Bruins H.J., van der Plicht J. (2025), “The Minoan Thera eruption predates Pharaoh Ahmose: Radiocarbon dating of Egyptian 17th to early 18th Dynasty museum objects”, PLoS One 20(9): e0330702. https://doi.org/10.1371/journal.pone.0330702.

Abstract

The huge volcanic eruption at Thera (Santorini), situated in the Aegean Sea, occurred within the Late Minoan IA archaeological period. However, its temporal association with Egyptian history has long been a controversial subject. Traditionally, the eruption was placed in the early 18th Dynasty, associated with Pharaoh Thutmose III as the youngest option or with Pharaoh Nebpehtire Ahmose as the oldest possibility.
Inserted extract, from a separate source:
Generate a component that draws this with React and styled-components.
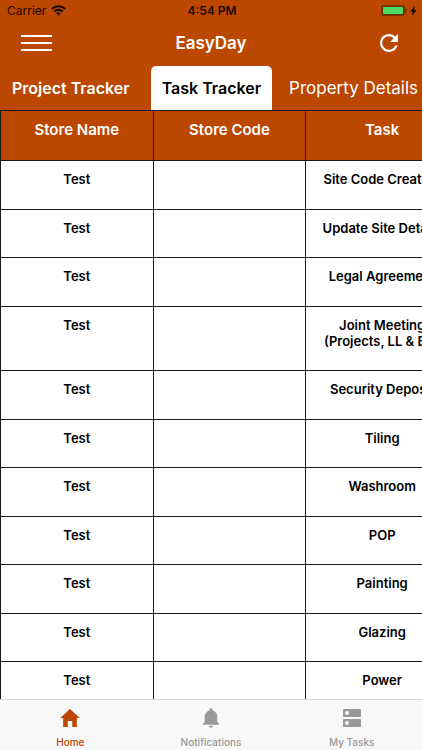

We investigated museum objects from the 17th and early 18th Dynasty, at the transition from the Second Intermediate Period to the New Kingdom, a period hardly studied with radiocarbon dating. Our research facilitated the first-ever direct radiocarbon time comparison between this Dynastic transition period and the Minoan Thera eruption. Detailed results are presented of a mudbrick from the Ahmose Temple at Abydos (British Museum), a linen burial cloth associated with Satdjehuty (British Museum), and wooden stick shabtis from Thebes (Petrie Museum), evaluated within a comprehensive context of historical Egyptian chronology options. Since the above items cannot be arranged in a stratigraphic sequence, Bayesian analysis could not be used. We adopted an alternative strategy within radiocarbon time space. Comparing our uncalibrated dates of 17th and early 18th Dynasty objects with a robust series of uncalibrated radiocarbon dates for the Minoan Thera eruption, it becomes clear that the two data sets have a different time signature. The Minoan eruption is older than the reign of Nebpehtire Ahmose, the first king of the 18th Dynasty, who reunited Upper and Lower Egypt. Our calibrated results support a low chronology for his reign and the beginning of the New Kingdom. Previous radiocarbon dates of king Senusert III support a high chronology for the Middle Kingdom. Therefore, the Second Intermediate Period, sandwiched in between these united Egyptian Kingdoms, embodies a significant time interval, as also indicated by Bennett’s genealogical studies of the El-Kab governors.